DOI: 10.1177/23996544261464875 ISSN: 2399-6544
Peace as governmentality: Systemic violence in the urban governance of migration
Daniel Hammett, Kennedy Eborka, Esther Thontteh, Fana Gebresenbet
This paper investigates the complex, contested nature of order-making in rapidly expanding African cities, focusing on the intersection of hybrid governance and everyday peace. Extending the urban turn in peace studies we examine how peace is sought and realised amidst rapid urbanization and social tensions in ‘everyday’ Nigerian cities. Drawing on qualitative and ethnographic data from a cross-section of cities – Lagos, Lokoja/Obajana, and Jos – our findings highlight the need to recognise urban peace as being plural
and
both spatially and temporally fragmented. Focussing on the intersections of everyday peace(s) with hybrid and civic governmentality, we argue for a conceptual move to “mosaics of urbans peaces” as a means of deepening understandings of the everyday negotiations and realities of peace within rapidly urbanising spaces.
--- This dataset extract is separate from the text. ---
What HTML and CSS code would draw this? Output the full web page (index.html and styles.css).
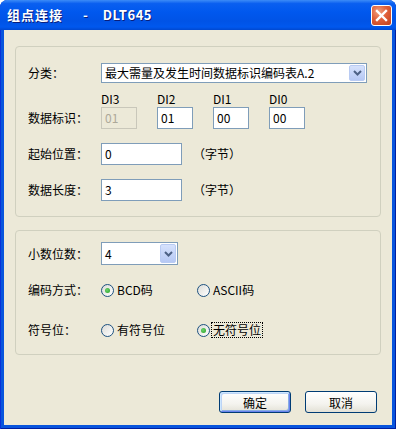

This move positions urban peace as being constituted as a plurality of “peaces” that are continually negotiated, often partial, and inextricably linked to the territorialization of power rooted in hybrid governance systems involving state and non-state agents including traditional leaders, youth organizations, and vigilante groups. Expanding the analytical lens to non-postwar cities and sub-urban scales, the study provides a nuanced framework for understanding how localized protocols of governance produce both security and new forms of social discipline and exclusion that often rely upon a paradox of ‘peace as violence’.